That is the hypocrisy between how Conservatives act when somebody is in a dress suit or when somebody is in a military uniform in Colombia, as opposed to how they purport to act by bringing this legislation forward.

Let us look at the process around Bill C-2, which is another symbol of the hypocrisy of the Conservative government.

Sixty per cent of what was in the bill was before the Senate. We have seen with this Senate, though it is Liberal-dominated, that it has done absolutely nothing to stop the Conservative agenda. Liberals work in cooperation with the Conservatives.

The Conservatives essentially have a functional majority in Parliament because the Liberal members have given up their right to be a member of the opposition. They sit on their hands. They do not protest anything. They accept anything the Conservatives hand out, and essentially those justice bills were in the process of being passed by the Senate.

The other chamber passed the softwood sellout, which was clearly not in Canada's interest, in 72 hours. This justice legislation would have been passed, but instead, the government withdrew it, took all the legislation back and now is resubmitting it to the House. It was a delay of months. If that is not hypocrisy, I do not know what is.

Essentially, they were right at the finish line, as we were with the softwood sellout winning in American courts. We were at the finish line and the government said, “No, we do not actually want this stuff to pass now”. It prorogued Parliament and reintroduced the bills in order to have the same debates all over the place because it is not really serious about taking action on justice issues. The Conservatives are not serious about community policing or crime prevention measures, dealing with addiction, or dealing with youth at risk. No, they are not serious about that, but they want to pretend that they are, so they are going to reintroduce all this legislation. Now it is here before us today.

The Conservatives said they wanted to deal with dangerous offenders. That is part of what they wanted to do. They said that this bill would deal with it, and as the member for Abbotsford well knows, because he has been doing the same kind of mailings into my riding that the member for Timmins—James Bay mentioned earlier, this legislation will be thrown out under a charter challenge.

It is important to note that the NDP submitted amendments at committee and in this House, and has been consistently saying to the government that since it knows it will be thrown out under a charter challenge, since it knows this legislation cannot work, because we do live under a Constitution, since it knows that, let us do the smart thing and remove the caps on dangerous offender designation.

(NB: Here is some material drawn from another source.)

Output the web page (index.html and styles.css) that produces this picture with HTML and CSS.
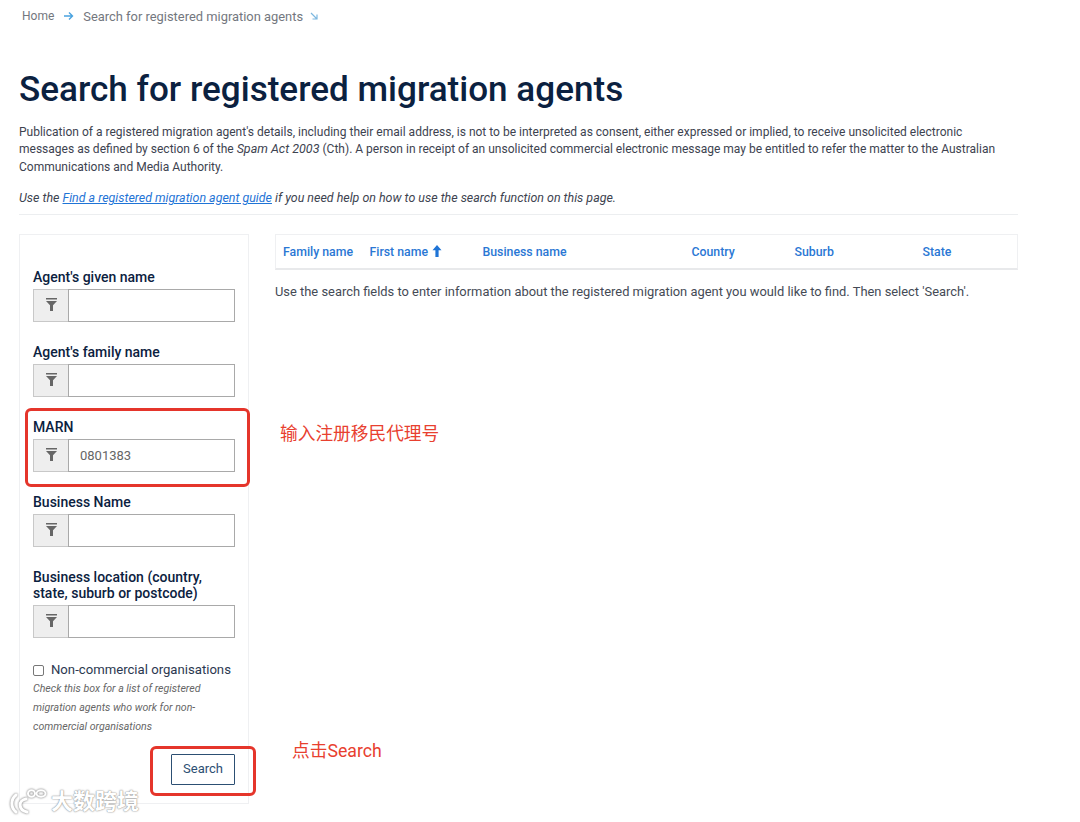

Let us look at what is in the bill. I will read it because it is important for Canadians to know the intense hypocrisy of the government. It says:

--an application under subsection (1) not later than six months after that imposition;

It is repeated in paragraph (b):

--that is not later than six months after the imposition of sentence--

It is still in the bill, the limit of six months. Is that important? Yes it is. The balcony rapist, Mr. Paul Callow, who was released because of these provisions that are currently in the Criminal Code, continued by this Conservative government, was released into the community because there was no provision in the Criminal Code for designation later in sentence of a dangerous offender.

That is important because in this case, this individual did not go through the required treatment programs, and this individual reportedly and allegedly assaulted a nurse in prison.

Under this Conservative justice bill that is before us now, the same situation can arise tomorrow, next week or next year because the six month deadline for the designation of a dangerous offender still exists.

It is not as if the government did not know. The member for Windsor—Tecumseh, who has been voted by all members of this House as the most knowledgeable member of Parliament in this Parliament, told the government repeatedly, warned the government and sent letters. He went to committee and he brought forward the amendment.

Liberals and Conservatives, obviously not having the slightest understanding of what was actually in the bill, refused to adopt the amendment. Then it was brought forward to the House. There was the same rejection from Liberals and Conservatives.

Therefore, we are now looking at a bill that allows the exact same circumstances that happened earlier this year to happen again because the government does not seem to be serious about criminal justice issues.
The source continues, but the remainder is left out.